Union Bosses Win, Ohio Workers Get Fired
One month ago Ohio voted with its heart against reforms portrayed as an attack on public workers. Ohio, DC, and New York union bosses spent more than $30 million drenching the airwaves in images of sad firefighters, sad police officers, and evil Republicans, convincing voters to overlook a broken status quo.
A month later, how are local governments celebrating the union victory on Issue 2?
Middletown is laying off 9 firefighters, despite the city’s police and fire budgets both increasing by nearly 1/3 in the past decade. In Hamilton, a $5.9 million death tax haul will delay the inevitable:
Inflation coupled with new technology costs and the significant rises in health care costs have contributed to the rise in safety services budgets [...]
The Hamilton fire union contract contains a minimum staffing clause, which means overtime if people are out sick or on vacation. When staffing dipped to 106 between 2008 and 2010, overtime was a significant factor in the fire budget increase, city officials have said.
Emphasis mine. Cleveland City School District is eliminating preschool, high school busing, and 75 security positions:
With labor costs making up the majority of school budgets, the district has sought to make up much of that ground through negotiations with unions representing Cleveland school employees. Negotiations with the teachers union have continued since March, with the district seeking significant pay concessions.
Westerville City School District is firing 62 support staff, cutting busing, and eliminating all sports:
Officials from the teachers union have said the plan also would cut about 175 teaching positions.
The proposed cuts follow a Nov. 8 levy defeat in which 61 percent of voters rejected a combined income-tax and property-tax request.
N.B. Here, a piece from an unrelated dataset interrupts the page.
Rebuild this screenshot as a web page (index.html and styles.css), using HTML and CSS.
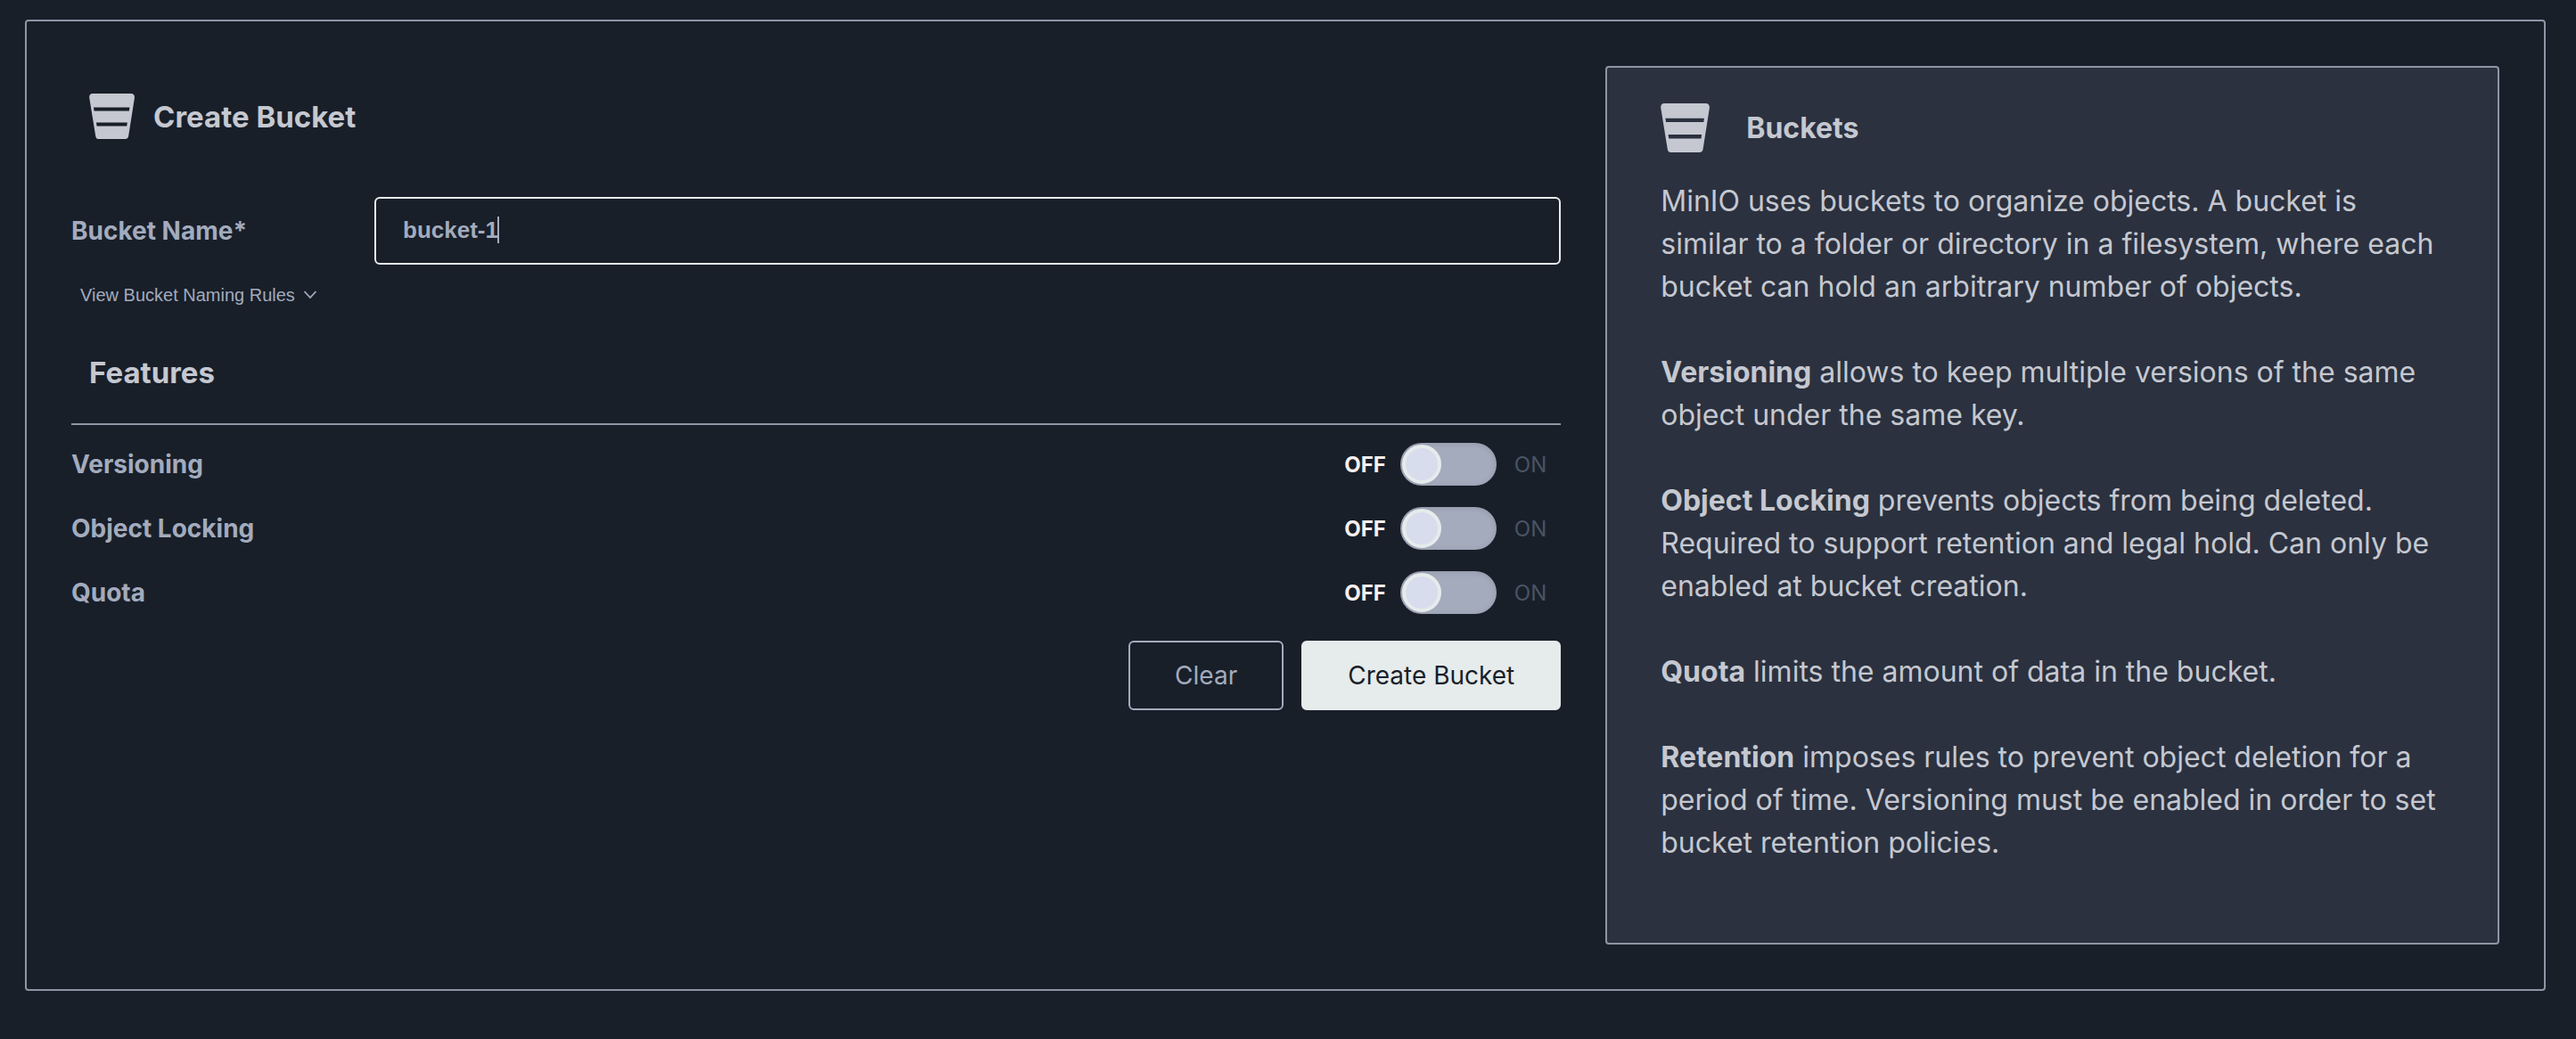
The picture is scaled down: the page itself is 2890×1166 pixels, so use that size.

In Lancaster, where income- and property-tax issues also failed:
One of Lancaster’s three city firehouses was closed last month after the mayor laid off 13 firefighters to help balance the budget. The 68 firefighters remaining have predicted response times will increase in the city of about 37,000, but they could not say by how much.
The state Controlling Board has approved an advance payment of more than $1.9 million to help the Liberty Township school district pay its bills.
The reforms in Issue 2 would’ve helped localities control health & pension costs, ended last-in-first-out layoffs, instituted merit pay, and equipped elected leaders with some flexibility at the expense of union bosses. Good thing we avoided that miserable fate!
The unions made this bed, and Ohio voters were gullible enough to climb into it. Or, as Obama confidante and millionaire AFL-CIO kingpin Richard Trumka boasted after the election:
Go in and make war on your employees rather than make jobs with your employees, and you do so at your own peril.
True to form, Trumka insists the problem is Governor Kasich’s refusal to embrace failed “stimulus” spending. Pay no attention to the dishonest class-warriors siphoning millions from government workers behind the curtain.
The sun will keep rising in the east, and union apologists will continue blaming local budget troubles on reduced state spending. It’s true that Governor Kasich cut spending to cover a deficit estimated at $8 billion when Governor Strickland left office. It’s also true that the Progressive solution is Obamanomics at the state level: out-of-control unions, bigger government, and higher taxes to pay for both.
Which has worked brilliantly to date.